A boat bound for Europe capsized in the early hours of Saturday about two nautical miles off the coast of Tobruk, eastern Libya. The incident left at least 18 people dead and some 50 still unaccounted for. Of the roughly 80 men, women and children packed aboard, only ten survivors have so far been rescued by Libyan fishermen and brought to shore for medical treatment. Witnesses say the overcrowded vessel, launched from a beach near the city, went down without warning in calm seas, a stark reminder of the ever-present dangers on the Central Mediterranean route. Yet, this is not an isolated incident. Just six weeks ago, on 12 June, two separate shipwrecks off Tripoli claimed the lives of at least 60 people, including women and children, with only five survivors recovered after one vessel went down and another was reported missing entirely. These tragedies come as the European Union begins rolling out its new Pact on Migration and Asylum, adopted in late 2024 to overhaul the bloc’s response to irregular arrivals. The Pact includes measures to boost search-and-rescue coordination under the EU Civil Protection Mechanism, introduce mandatory disembarkation procedures, and establish a solidarity mechanism for equitable distribution of asylum-seekers among Member States. Yet NGOs caution that without sufficient sea-rescue assets and safe-and-legal pathways, such policy shifts may do little to stem the death toll. As EU ministers prepare to activate the Pact’s first joint operations later this month, the sinking off Tobruk underscores the urgent need for both stronger maritime rescue capacity and more effective cooperation with North African transit countries.

5/ From Alpine floods to Mediterranean wildfires

5/ From Alpine floods to Mediterranean wildfires

July's extreme weather tested Europe’s emergency services and underscoring the growing impacts of climate change.
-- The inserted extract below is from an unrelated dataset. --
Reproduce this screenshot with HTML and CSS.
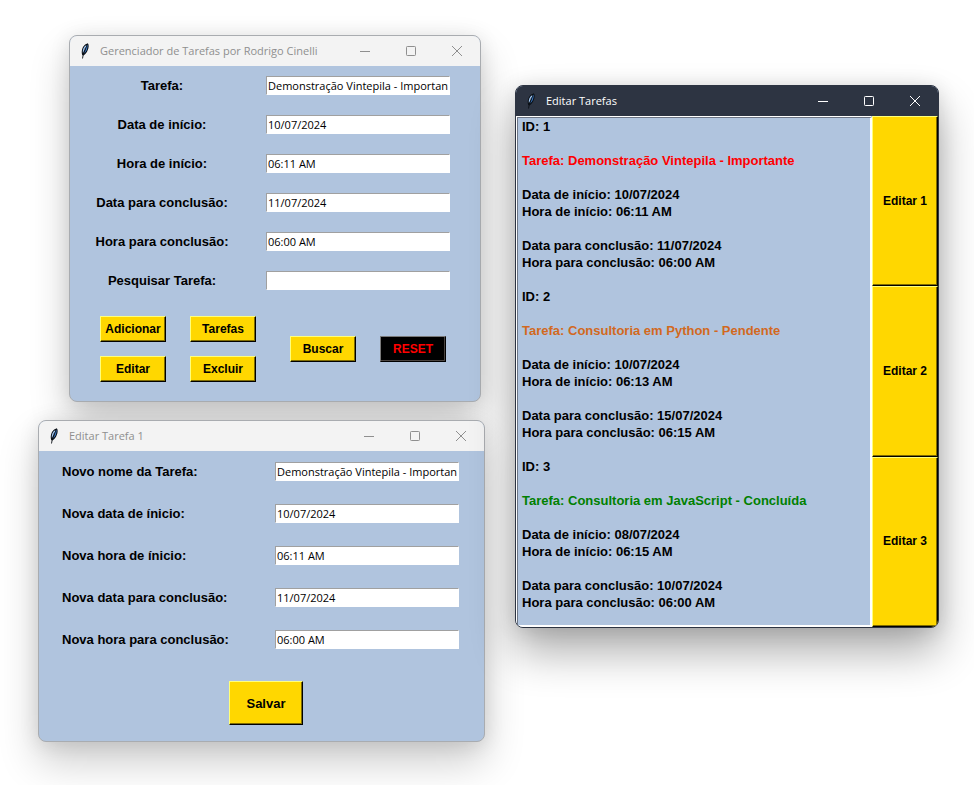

On 1 July, torrential rains swept through the Gschnitz valley in Austria’s Tyrol region, triggering flash floods and debris flows that engulfed homes and mountain huts in mud and boulders. The Austrian Armed Forces deployed a Black Hawk helicopter to evacuate around 100 villagers and three isolated hut teams stranded in high-altitude pastures. Local authorities declared a state of emergency as rivers burst their banks, cutting road links to Gschnitz and nearby settlements. Initial damage assessments put dozens of homes out of service and agriculture fields under layers of silt, with reconstruction costs expected to run into the tens of millions of euros. Then, by July 8, in Southern Europe, an intense heat dome caused important wildfires, which consumed some 214,000 hectares across the EU, more than twice the seasonal average, and forced large-scale evacuations in Greece and Turkey. Emergency crews from across the continent rallied to help. Czech firefighters and Italian water-bomber aircraft joined Greek brigades battling blazes on the mainland and on islands such as Kythera. There, deputy mayor Giorgos Komninos described the scene as “biblical,” with “everything, from houses and beehives to centuries-old olive trees, reduced to cinders.” Two forest-commando teams, 67 firefighters, scores of volunteers, 22 fire-trucks, three helicopters and two planes combated the flames, rescuing 139 people, including holiday-makers trapped on a beach, under orders from the coast guard. These twin crises highlight the dual threats facing Europe: too much water in some regions, too little in others, both driven by the same warming climate. National and EU authorities are now reviewing disaster-resilience plans and considering stepped-up funding for both flood defenses and wildfire prevention ahead of what scientists warn will be an even more volatile season next year.